Bayer shares fall after losing Roundup trial
Bayer’s shares fell by 5% on Monday after the German company was ordered to pay $2.25bn to a Roundup user who maintains that his use of the weed killer caused him to develop cancer.
A jury in Philadelphia awarded the claimant, John McKivision, $2bn in punitive damages and a further $250mn in compensatory damages after concluding that his non-Hodgkin’s lymphoma resulted from his exposure to glyphosate, the active ingredient in the herbicide.
McKivision’s attorneys welcomed the ruling, saying in a joint statement that ‘The jury’s punitive damages award sends a clear message that this multi-national corporation needs top to bottom change.’
Bayer, meanwhile, stated that it disagrees with the verdict, which, it claimed, ‘conflicts with the overwhelming weight of scientific evidence and worldwide regulatory and scientific assessments.’

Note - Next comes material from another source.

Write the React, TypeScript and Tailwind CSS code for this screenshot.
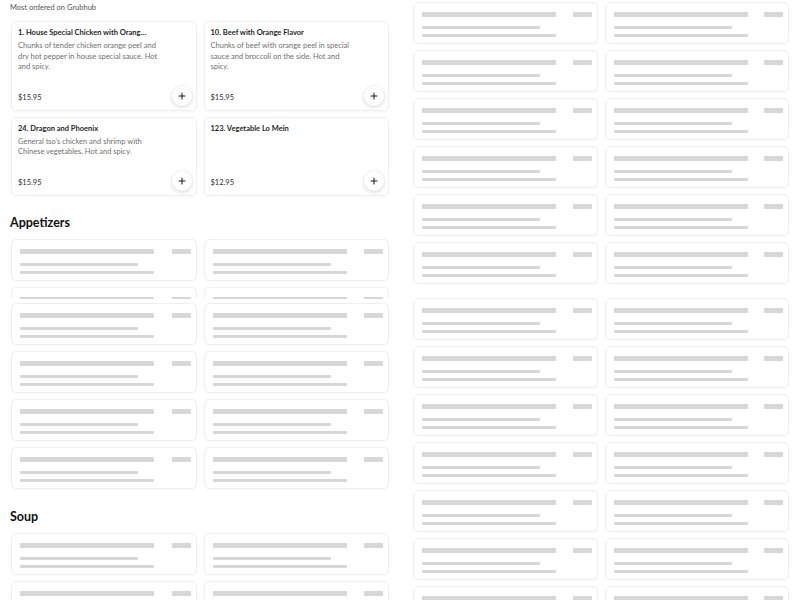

The company said that it will appeal the court’s decision, expressing its belief that it will be able to get the verdict overturned and the ‘unconstitutionally excessive damage award eliminated or reduced.’
In 2020, Bayer settled most of the lawsuits it was facing from Roundup users by negotiating block settlement arrangements with plaintiffs’ lawyers. However, according to the Reuters news agency, more than 50,000 cases remain open.
Although the German company insists that Roundup, which was originally developed by Monsanto, is safe, the World Health Organization’s International Agency for Research on Cancer has classified glyphosate as a ‘probable carcinogen’.
While Bayer has stopped selling Roundup for home use in an effort to forestall future lawsuits, it continues to sell glyphosate-based weed killers to farmers.